Lest We Forget: "The Kissing Case"

Lest We Forget: "The Kissing Case"

On October 28, 1958, two little Black boys, 7-year-old James Hanover Thompson, and 9-year-old David “Fuzzy” Simpson, were among a group of children in Monroe, North Carolina, none more than 10, none younger than 6, were playing as young children do without much patterns or apparent direction. Most of the children were white.
"We were playing with some friends over in the white neighborhood, chasing spiders and wrestling and stuff like that," James says.


"One of the little kids suggested that one of the little white girls give us a kiss on the jaw," he says. "The little girl gave me a peck on the cheek, and then she kissed David on the cheek. So, we didn't think nothing of it. We were just little kids." After the girl told her mother, her father, and neighbors armed themselves with shotguns and went looking for the boys and their parents with the intent to kill them.

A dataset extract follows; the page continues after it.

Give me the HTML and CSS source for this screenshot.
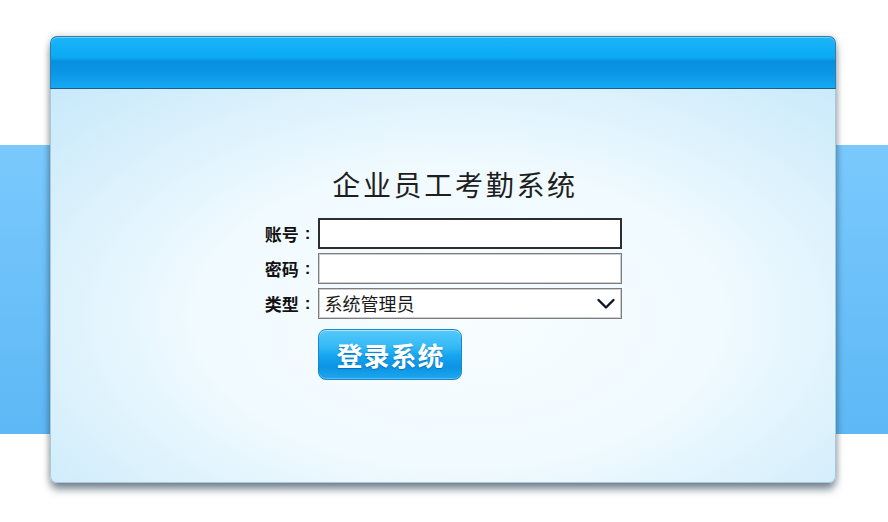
FILE: index.html
```html
<!DOCTYPE html>
<html lang="zh-CN">
<head>
<meta charset="utf-8">
<title>企业员工考勤系统</title>
<link rel="stylesheet" href="styles.css">
</head>
<body>
<div class="stage">
  <div class="panel">
    <div class="panel-head"></div>
    <div class="panel-body">
      <h1 class="title">企业员工考勤系统</h1>
      <form class="login-form">
        <label class="lbl" for="acc">账号<span class="colon">:</span></label>
        <input class="field field-focus" id="acc" type="text">
        <label class="lbl" for="pwd">密码<span class="colon">:</span></label>
        <input class="field" id="pwd" type="password">
        <label class="lbl" for="role">类型<span class="colon">:</span></label>
        <div class="select-wrap">
          <select class="field select" id="role">
            <option>系统管理员</option>
            <option>普通员工</option>
          </select>
          <svg class="chev" width="20" height="12" viewBox="0 0 20 12"><path d="M2.5 2 L10 9.5 L17.5 2" fill="none" stroke="#101426" stroke-width="2.4" stroke-linecap="round" stroke-linejoin="round"/></svg>
        </div>
        <span></span>
        <button class="btn" type="button">登录系统</button>
      </form>
    </div>
  </div>
</div>
</body>
</html>
```

FILE: styles.css
```css
html, body {
  margin: 0;
  padding: 0;
}
body {
  width: 888px;
  height: 522px;
  overflow: hidden;
  background: #ffffff;
  font-family: "Noto Sans CJK SC", "Noto Sans", sans-serif;
}
.stage {
  height: 522px;
  padding-top: 36px;
  box-sizing: border-box;
  background:
    linear-gradient(to bottom,
      #ffffff 0px, #ffffff 145px,
      #7ac9fd 145px, #5db8f5 434px,
      #ffffff 434px, #ffffff 522px);
}
.panel {
  margin-left: 50px;
  width: 786px;
  height: 447px;
  border-radius: 7px;
  display: flex;
  flex-direction: column;
  box-shadow: 0 7px 9px -1px rgba(30, 55, 75, 0.6), 0 0 7px rgba(0, 0, 0, 0.18);
}
.panel-head {
  height: 51px;
  flex: none;
  border-radius: 7px 7px 0 0;
  border: 1px solid #2c7fb3;
  border-bottom: 1px solid #1b5f8c;
  background: linear-gradient(to bottom,
    #1cb5f7 0%, #0aaaf3 40%, #078fdf 48%, #0a97e5 70%, #17a9f3 100%);
  box-shadow: inset 0 1px 0 rgba(255,255,255,0.35);
}
.panel-body {
  flex: 1;
  border-radius: 0 0 7px 7px;
  border: 1px solid #a9c8da;
  border-top: none;
  background: radial-gradient(ellipse 75% 85% at 52% 58%, #f8fdff 0%, #f0faff 45%, #d8f0fc 75%, #c6e8fa 100%);
  padding-top: 78px;
  box-sizing: border-box;
}
.title {
  margin: 0;
  text-align: center;
  font-size: 28px;
  line-height: 34px;
  font-weight: 400;
  letter-spacing: 2.7px;
  color: #1e1e1e;
  padding-left: 24px;
}
.login-form {
  margin-top: 17px;
  display: grid;
  grid-template-columns: 52px 304px;
  grid-auto-rows: 31px;
  column-gap: 3px;
  row-gap: 4px;
  justify-content: center;
  padding-right: 2px;
}
.lbl {
  font-size: 17px;
  font-weight: 700;
  color: #111;
  display: flex;
  align-items: center;
  justify-content: flex-end;
  white-space: nowrap;
}
.colon {
  margin-left: 6px;
  margin-right: 4px;
  font-family: "Liberation Sans", sans-serif;
}
.field {
  box-sizing: border-box;
  width: 304px;
  height: 31px;
  margin: 0;
  background: #fff;
  border: 1px solid #7d7d7d;
  box-shadow: inset 0 0 0 1px #cfcfcf;
  font-family: "Noto Sans CJK SC", sans-serif;
  font-size: 16px;
  color: #1a1a1a;
  outline: none;
  padding: 0 6px;
}
.field-focus {
  border: 2px solid #2e2e2e;
  box-shadow: none;
}
.select-wrap {
  position: relative;
}
.select {
  -webkit-appearance: none;
  appearance: none;
  padding-left: 6px;
  font-size: 18px;
  line-height: 29px;
}
.chev {
  position: absolute;
  right: 6px;
  top: 10px;
  pointer-events: none;
}
.btn {
  margin-top: 6px;
  width: 144px;
  height: 51px;
  border: 1px solid #1a86cc;
  border-radius: 8px;
  background: linear-gradient(to bottom,
    #56c9fa 0%, #33b9f6 35%, #16a5ef 52%, #0b94e3 75%, #1ea6ee 100%);
  box-shadow: inset 0 1px 0 rgba(255,255,255,0.55), inset 0 -1px 0 rgba(255,255,255,0.25);
  color: #ffffff;
  font-family: "Noto Sans CJK SC", sans-serif;
  font-size: 26px;
  font-weight: 700;
  letter-spacing: 1px;
  text-shadow: 0 1px 1px rgba(0, 60, 120, 0.45);
  padding: 0 0 0 2px;
  cursor: pointer;
}
```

That evening, police arrested Thompson and Simpson on charges of molestation. They arrived almost at the same time as six carloads of police — nearly the entire police force of Monroe. Fortunately, no one was at home. Later that afternoon, a squad car spotted the two boys pulling a little red wagon filled with pop bottles. The police jumped from the car, guns drawn, snatched the boys, handcuffed them, and threw them into the car. One of the cops slapped Hanover, the first of many beatings he would endure.

The young boys were detained for six days without access to their parents or legal counsel. They were handcuffed and beaten in a lower-level cell of the police station. A few days later, a juvenile court judge found them guilty and sentenced them to indefinite terms in reform school. The boys, still denied legal counsel, were told they might get out when they were 21 years old. The local Ku Klux Klan, which had a headquarters in Monroe, burned crosses in front of the families' houses, and some people shot at the houses. Their lives were overturned. Commenting on it in 2011, Brenda Lee Graham, Thompson's sister, said that he was never the same after these events.